ConclusionThis paper considered the methodological opportunities that recent innovations in hypermedia have afforded sociologists. Using case studies from practitioners in Singapore, I showed that it was possible to create short but impactful pieces of data that combined video, audio and text into a concentrated presentation of everyday life. One piece focussed on routine, belonging and kinship. The other interrogated the intimate structures of an old man's everyday surroundings. In both these pieces, journalists and photojournalists were able to distil the mundane into the specific, the social from the everyday. Although there still remain challenges for sociologists to do the same within their chosen fields of study, it is an exciting time for individuals to consider expanding their use of non-textual data.
Notes1 Also see Pink 2007:204-205 for a review on ethnographic hypermedia distributed through CD-ROMs.
5 Site-protected in this instance means that authors are able to limit the locations in which the video may be embedded. This is especially pertinent in instances where copyright or privacy issues are important.
6 At the same time, it should be noted that the films presented in this case study not constitute a strict ethnography, as the journalists' time spent with their subjects appear limited and fleeting. My case study also does not strictly fit into the idea of moving images, because they are slideshows of photographic stills and thus work in related but subtlety different ways.
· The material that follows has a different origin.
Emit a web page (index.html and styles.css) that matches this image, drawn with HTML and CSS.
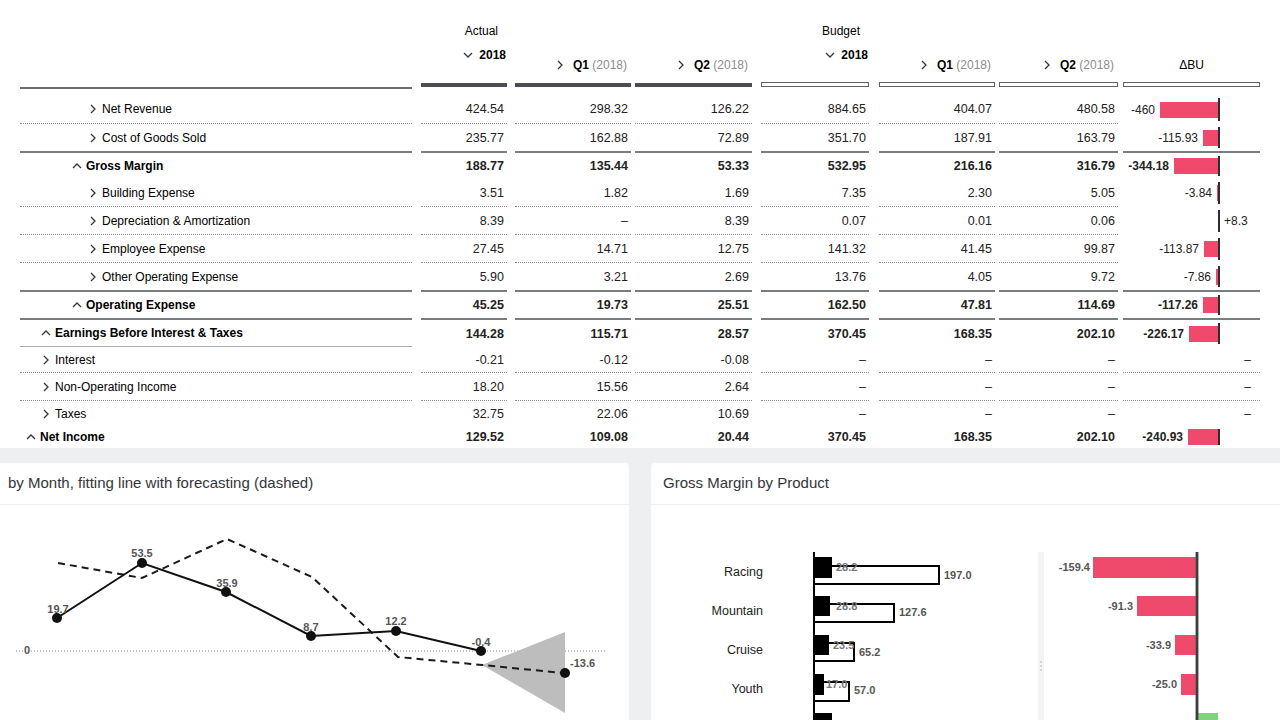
FILE: index.html
```html
<!DOCTYPE html>
<html>
<head>
<meta charset="utf-8">
<link rel="stylesheet" href="styles.css">
</head>
<body>
<div class="table">
  <div class="row hrow">
    <div class="hlabel"></div>
    <div class="hcell">
      <div class="hname">Actual</div>
      <div class="hyear"><svg class="ic dn" viewBox="0 0 12 12"><path d="M2 4l4 4 4-4"/></svg>2018</div>
      <div class="bar-a"></div>
    </div>
    <div class="hcell">
      <div class="hq"><svg class="ic" viewBox="0 0 12 12"><path d="M4 2l4 4-4 4"/></svg><b>Q1</b>&nbsp;<span class="gray">(2018)</span></div>
      <div class="bar-a"></div>
    </div>
    <div class="hcell">
      <div class="hq"><svg class="ic" viewBox="0 0 12 12"><path d="M4 2l4 4-4 4"/></svg><b>Q2</b>&nbsp;<span class="gray">(2018)</span></div>
      <div class="bar-a"></div>
    </div>
    <div class="hcell">
      <div class="hname">Budget</div>
      <div class="hyear"><svg class="ic dn" viewBox="0 0 12 12"><path d="M2 4l4 4 4-4"/></svg>2018</div>
      <div class="bar-b"></div>
    </div>
    <div class="hcell">
      <div class="hq"><svg class="ic" viewBox="0 0 12 12"><path d="M4 2l4 4-4 4"/></svg><b>Q1</b>&nbsp;<span class="gray">(2018)</span></div>
      <div class="bar-b"></div>
    </div>
    <div class="hcell">
      <div class="hq"><svg class="ic" viewBox="0 0 12 12"><path d="M4 2l4 4-4 4"/></svg><b>Q2</b>&nbsp;<span class="gray">(2018)</span></div>
      <div class="bar-b"></div>
    </div>
    <div class="hcell">
      <div class="hq hc">ΔBU</div>
      <div class="bar-b"></div>
    </div>
  </div>

  <div class="row r1 dot">
    <div class="lbl l3"><svg class="ic" viewBox="0 0 12 12"><path d="M4 2l4 4-4 4"/></svg>Net Revenue</div>
    <div class="c">424.54</div><div class="c">298.32</div><div class="c">126.22</div>
    <div class="c">884.65</div><div class="c">404.07</div><div class="c">480.58</div>
    <div class="d nb"><div class="neg"><span>-460</span><i class="bar" style="width:58px"></i></div><b class="axis"></b><div class="pos"></div></div>
  </div>

  <div class="row r2 sol">
    <div class="lbl l3"><svg class="ic" viewBox="0 0 12 12"><path d="M4 2l4 4-4 4"/></svg>Cost of Goods Sold</div>
    <div class="c">235.77</div><div class="c">162.88</div><div class="c">72.89</div>
    <div class="c">351.70</div><div class="c">187.91</div><div class="c">163.79</div>
    <div class="d"><div class="neg"><span>-115.93</span><i class="bar" style="width:15px"></i></div><b class="axis"></b><div class="pos"></div></div>
  </div>

  <div class="row r3 bold">
    <div class="lbl l2"><svg class="ic" viewBox="0 0 12 12"><path d="M2 8l4-4 4 4"/></svg>Gross Margin</div>
    <div class="c">188.77</div><div class="c">135.44</div><div class="c">53.33</div>
    <div class="c">532.95</div><div class="c">216.16</div><div class="c">316.79</div>
    <div class="d"><div class="neg"><span>-344.18</span><i class="bar" style="width:44px"></i></div><b class="axis"></b><div class="pos"></div></div>
  </div>

  <div class="row r4 dot">
    <div class="lbl l3"><svg class="ic" viewBox="0 0 12 12"><path d="M4 2l4 4-4 4"/></svg>Building Expense</div>
    <div class="c">3.51</div><div class="c">1.82</div><div class="c">1.69</div>
    <div class="c">7.35</div><div class="c">2.30</div><div class="c">5.05</div>
    <div class="d nb"><div class="neg"><span>-3.84</span><i class="bar" style="width:1px"></i></div><b class="axis"></b><div class="pos"></div></div>
  </div>

  <div class="row r4 dot">
    <div class="lbl l3"><svg class="ic" viewBox="0 0 12 12"><path d="M4 2l4 4-4 4"/></svg>Depreciation &amp; Amortization</div>
    <div class="c">8.39</div><div class="c">–</div><div class="c">8.39</div>
    <div class="c">0.07</div><div class="c">0.01</div><div class="c">0.06</div>
    <div class="d nb"><div class="neg"></div><b class="axis"></b><div class="pos"><span>+8.3</span></div></div>
  </div>

  <div class="row r4 dot">
    <div class="lbl l3"><svg class="ic" viewBox="0 0 12 12"><path d="M4 2l4 4-4 4"/></svg>Employee Expense</div>
    <div class="c">27.45</div><div class="c">14.71</div><div class="c">12.75</div>
    <div class="c">141.32</div><div class="c">41.45</div><div class="c">99.87</div>
    <div class="d nb"><div class="neg"><span>-113.87</span><i class="bar" style="width:14px"></i></div><b class="axis"></b><div class="pos"></div></div>
  </div>

  <div class="row r7 sol">
    <div class="lbl l3"><svg class="ic" viewBox="0 0 12 12"><path d="M4 2l4 4-4 4"/></svg>Other Operating Expense</div>
    <div class="c">5.90</div><div class="c">3.21</div><div class="c">2.69</div>
    <div class="c">13.76</div><div class="c">4.05</div><div class="c">9.72</div>
    <div class="d"><div class="neg"><span>-7.86</span><i class="bar" style="width:2px"></i></div><b class="axis"></b><div class="pos"></div></div>
  </div>

  <div class="row r8 sol bold">
    <div class="lbl l2"><svg class="ic" viewBox="0 0 12 12"><path d="M2 8l4-4 4 4"/></svg>Operating Expense</div>
    <div class="c">45.25</div><div class="c">19.73</div><div class="c">25.51</div>
    <div class="c">162.50</div><div class="c">47.81</div><div class="c">114.69</div>
    <div class="d"><div class="neg"><span>-117.26</span><i class="bar" style="width:15px"></i></div><b class="axis"></b><div class="pos"></div></div>
  </div>

  <div class="row r9 bold">
    <div class="lbl l1 thin"><svg class="ic" viewBox="0 0 12 12"><path d="M2 8l4-4 4 4"/></svg>Earnings Before Interest &amp; Taxes</div>
    <div class="c">144.28</div><div class="c">115.71</div><div class="c">28.57</div>
    <div class="c">370.45</div><div class="c">168.35</div><div class="c">202.10</div>
    <div class="d"><div class="neg"><span>-226.17</span><i class="bar" style="width:29px"></i></div><b class="axis"></b><div class="pos"></div></div>
  </div>

  <div class="row r10 dot">
    <div class="lbl l1"><svg class="ic" viewBox="0 0 12 12"><path d="M4 2l4 4-4 4"/></svg>Interest</div>
    <div class="c">-0.21</div><div class="c">-0.12</div><div class="c">-0.08</div>
    <div class="c">–</div><div class="c">–</div><div class="c">–</div>
    <div class="d dash">–</div>
  </div>

  <div class="row r11 dot">
    <div class="lbl l1"><svg class="ic" viewBox="0 0 12 12"><path d="M4 2l4 4-4 4"/></svg>Non-Operating Income</div>
    <div class="c">18.20</div><div class="c">15.56</div><div class="c">2.64</div>
    <div class="c">–</div><div class="c">–</div><div class="c">–</div>
    <div class="d dash">–</div>
  </div>

  <div class="row r12">
    <div class="lbl l1"><svg class="ic" viewBox="0 0 12 12"><path d="M4 2l4 4-4 4"/></svg>Taxes</div>
    <div class="c">32.75</div><div class="c">22.06</div><div class="c">10.69</div>
    <div class="c">–</div><div class="c">–</div><div class="c">–</div>
    <div class="d dash">–</div>
  </div>

  <div class="row r13 bold">
    <div class="lbl l0"><svg class="ic" viewBox="0 0 12 12"><path d="M2 8l4-4 4 4"/></svg>Net Income</div>
    <div class="c">129.52</div><div class="c">109.08</div><div class="c">20.44</div>
    <div class="c">370.45</div><div class="c">168.35</div><div class="c">202.10</div>
    <div class="d"><div class="neg"><span>-240.93</span><i class="bar" style="width:30px"></i></div><b class="axis"></b><div class="pos"></div></div>
  </div>
</div>

<div class="bottom">
  <div class="card card-left">
    <div class="card-head">by Month, fitting line with forecasting (dashed)</div>
    <svg class="chart" width="639" height="215" viewBox="-10 505 639 215">
      <line x1="16" y1="651" x2="607" y2="651" class="zero"/>
      <text x="27" y="654" class="vl" text-anchor="middle">0</text>
      <polygon points="482,665 565,632 565,713" fill="#bdbdbd"/>
      <polyline points="58,563 142,578 227,539 312,577 398,657 482,665 563,673" class="dash-line"/>
      <polyline points="57,618 142,563 226,592 311,636 396,631 481,651" class="solid-line"/>
      <g fill="#111">
        <circle cx="57" cy="618" r="5"/><circle cx="142" cy="563" r="5"/><circle cx="226" cy="592" r="5"/>
        <circle cx="311" cy="636" r="5"/><circle cx="396" cy="631" r="5"/><circle cx="481" cy="651" r="5"/>
        <circle cx="565" cy="673" r="5"/>
      </g>
      <g class="vl" text-anchor="middle">
        <text x="58" y="613">19.7</text><text x="142" y="557">53.5</text><text x="227" y="587">35.9</text>
        <text x="311" y="631">8.7</text><text x="396" y="625">12.2</text><text x="481" y="646">-0.4</text>
      </g>
      <text x="570" y="667" class="vl">-13.6</text>
    </svg>
  </div>
  <div class="card card-right">
    <div class="card-head">Gross Margin by Product</div>
    <svg class="chart" width="650" height="215" viewBox="651 505 650 215">
      <g class="cat" text-anchor="end">
        <text x="763" y="576">Racing</text><text x="763" y="615">Mountain</text>
        <text x="763" y="654">Cruise</text><text x="763" y="693">Youth</text>
      </g>
      <g fill="#fff" stroke="#000" stroke-width="2">
        <rect x="814" y="566" width="125" height="18"/>
        <rect x="814" y="604" width="80" height="18"/>
        <rect x="814" y="643" width="40" height="18"/>
        <rect x="814" y="682" width="35" height="19"/>
      </g>
      <g fill="#000">
        <rect x="814" y="557" width="18" height="21"/>
        <rect x="814" y="596" width="16" height="20"/>
        <rect x="814" y="635" width="15" height="20"/>
        <rect x="814" y="674" width="10" height="21"/>
        <rect x="814" y="713" width="18" height="20"/>
      </g>
      <line x1="814" y1="552" x2="814" y2="720" stroke="#000" stroke-width="2"/>
      <g class="vl in">
        <text x="836" y="571">28.2</text><text x="836" y="610">28.8</text>
        <text x="833" y="649">23.5</text><text x="826" y="688">17.0</text>
      </g>
      <g class="vl">
        <text x="944" y="579">197.0</text><text x="899" y="616">127.6</text>
        <text x="859" y="656">65.2</text><text x="854" y="694">57.0</text>
      </g>
      <rect x="1038" y="552" width="6" height="168" fill="#f4f4f4"/>
      <g fill="#c4c4c4"><circle cx="1041" cy="662" r="0.9"/><circle cx="1041" cy="666" r="0.9"/><circle cx="1041" cy="670" r="0.9"/></g>
      <g fill="#ef4a6c">
        <rect x="1093" y="557" width="104" height="21"/>
        <rect x="1137" y="596" width="60" height="20"/>
        <rect x="1175" y="635" width="22" height="20"/>
        <rect x="1181" y="674" width="16" height="21"/>
      </g>
      <rect x="1198" y="713" width="20" height="20" fill="#7dd47a"/>
      <line x1="1197" y1="552" x2="1197" y2="720" stroke="#5a5a5a" stroke-width="3"/>
      <line x1="1197" y1="552" x2="1197" y2="720" stroke="#222" stroke-width="1"/>
      <g class="vl" text-anchor="end">
        <text x="1090" y="571">-159.4</text><text x="1133" y="610">-91.3</text>
        <text x="1171" y="649">-33.9</text><text x="1177" y="688">-25.0</text>
      </g>
    </svg>
  </div>
</div>
</body>
</html>
```

FILE: styles.css
```css
* { box-sizing: border-box; }
html, body { margin: 0; padding: 0; }
body {
  width: 1280px;
  height: 720px;
  overflow: hidden;
  background: #edeff0;
  font-family: "Liberation Sans", Arial, sans-serif;
  color: #32363a;
}
.table {
  background: #fff;
  height: 448px;
  padding-left: 20px;
}
.row {
  display: grid;
  grid-template-columns: 392px 95px 124px 121px 117px 126px 123px 142px;
}
.row > :nth-child(2) { margin-left: 9px; }
.row > :nth-child(3) { margin-left: 8px; }
.row > :nth-child(4) { margin-left: 4px; }
.row > :nth-child(5) { margin-left: 9px; }
.row > :nth-child(6) { margin-left: 10px; }
.row > :nth-child(7) { margin-left: 4px; }
.row > :nth-child(8) { margin-left: 5px; }

/* header */
.hrow { height: 89px; }
.hlabel { border-bottom: 2px solid #6a6d70; }
.hcell {
  display: flex;
  flex-direction: column;
  justify-content: flex-end;
  padding-bottom: 2px;
  font-size: 12px;
  color: #000;
}
.hname { height: 24px; line-height: 24px; text-align: right; padding-right: 9px; }
.hyear {
  height: 24px; display: flex; align-items: center; justify-content: flex-end;
  padding-right: 1px; margin-bottom: 16px; font-weight: bold;
}
.hq {
  height: 24px; display: flex; align-items: center; justify-content: flex-end;
  padding-right: 4px; margin-bottom: 6px;
}
.hq .ic { margin-right: 7px; }
.hq.hc { justify-content: center; padding-right: 0; }
.gray { color: #8a8d90; }
.bar-a { height: 4px; background: #4b4d55; }
.bar-b { height: 5px; margin-top: -1px; border: 1px solid #5d6066; background: #fff; }

.ic {
  width: 12px; height: 12px; flex: none;
  fill: none; stroke: #32363a; stroke-width: 1.3;
  margin-right: 3px;
}
.ic.dn { margin-right: 5px; }

/* body rows */
.lbl {
  display: flex; align-items: center;
  font-size: 12px; color: #000;
}
.l0 { padding-left: 5px; }
.l1 { padding-left: 20px; }
.l2 { padding-left: 51px; }
.l3 { padding-left: 67px; }
.c {
  display: flex; align-items: center; justify-content: flex-end;
  padding-right: 3px; font-size: 12.5px; color: #222;
}
.bold { font-weight: bold; }

.r1 { height: 35px; }
.r1 > * { padding-top: 6px; }
.r2 { height: 29px; }
.r3 { height: 26px; }
.r4 { height: 28px; }
.r7 { height: 29px; }
.r8 { height: 28px; }
.r9 { height: 27px; }
.r10 { height: 26px; }
.r11 { height: 28px; }
.r12 { height: 25px; }
.r13 { height: 22px; }

.dot > * { border-bottom: 1px dotted #8d8f92; }
.sol > * { border-bottom: 2px solid #7a7d80; }
.dot > .nb { border-bottom: none; }
.thin { border-bottom: 1px solid #a9abad; }

/* delta column */
.d { display: flex; align-items: center; font-size: 12px; color: #222; }
.neg { width: 95px; display: flex; align-items: center; justify-content: flex-end; height: 16px; }
.neg span { margin-right: 5px; }
.bar { display: block; height: 16px; background: #ef4a6c; }
.axis { width: 2px; align-self: stretch; margin: 3px 0; background: #2c2d30; }
.pos { flex: 1; display: flex; align-items: center; padding-left: 4px; }
.d.dash { justify-content: flex-end; padding-right: 9px; }

/* bottom cards */
.bottom {
  display: flex;
  gap: 22px;
  padding-top: 15px;
}
.card {
  background: #fff;
  border-radius: 4px;
  height: 260px;
  flex: none;
  overflow: hidden;
}
.card-left { width: 639px; margin-left: -10px; }
.card-right { width: 650px; }
.card-head {
  height: 42px;
  border-bottom: 1px solid #eceef0;
  display: flex; align-items: center;
  padding-left: 12px; padding-bottom: 2px;
  font-size: 15px; color: #32363a;
}
.card-left .card-head { padding-left: 18px; }
.chart { display: block; }
.zero { stroke: #888; stroke-width: 1; stroke-dasharray: 1 2; }
.dash-line { fill: none; stroke: #1a1a1a; stroke-width: 2; stroke-dasharray: 7 5; }
.solid-line { fill: none; stroke: #111; stroke-width: 2; }
.vl { font-family: "Liberation Sans", Arial, sans-serif; font-size: 11px; font-weight: bold; fill: #555; }
.vl.in { fill: #777; }
.cat { font-family: "Liberation Sans", Arial, sans-serif; font-size: 12.5px; fill: #222; }
```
My argument here is not about how film can be transposed online for wider distribution, but rather the additional possibilities that hypermedia environments open to researchers who may not normally consider using non-text based methods.
7 Of course, books and galleries are similar. One can skip a book section, or re-read a photo essay at different points. However, hypermedia, especially in the form of websites, can encourage a kind of randomness to its structure, depending on how the website is designed. One simply has to visit Youtube, a collection of videos, to see how user experiences can vary greatly because of the website's navigational structure and video link suggestions on each page, sometimes based on a user's keyword searches.
13 Dodging in photographic post-processing lightens a part of an image, making it more obvious to the observer.
15 Other costs involve creating a satisfactory user interface should a website choose to host and stream videos. This includes not just a front-end interface, but also a sufficiently robust system to handle video uploads, security and privacy settings. Although not impossible, it may very well be more efficient to draw upon free resources from established providers.
16 The last two points are important because they address some issues of copyright and the duplicative nature of electronic media. This will probably not deter individuals determined to replicate images/text/video elsewhere, but prevents casual downloading that tends to affect some other streaming technologies.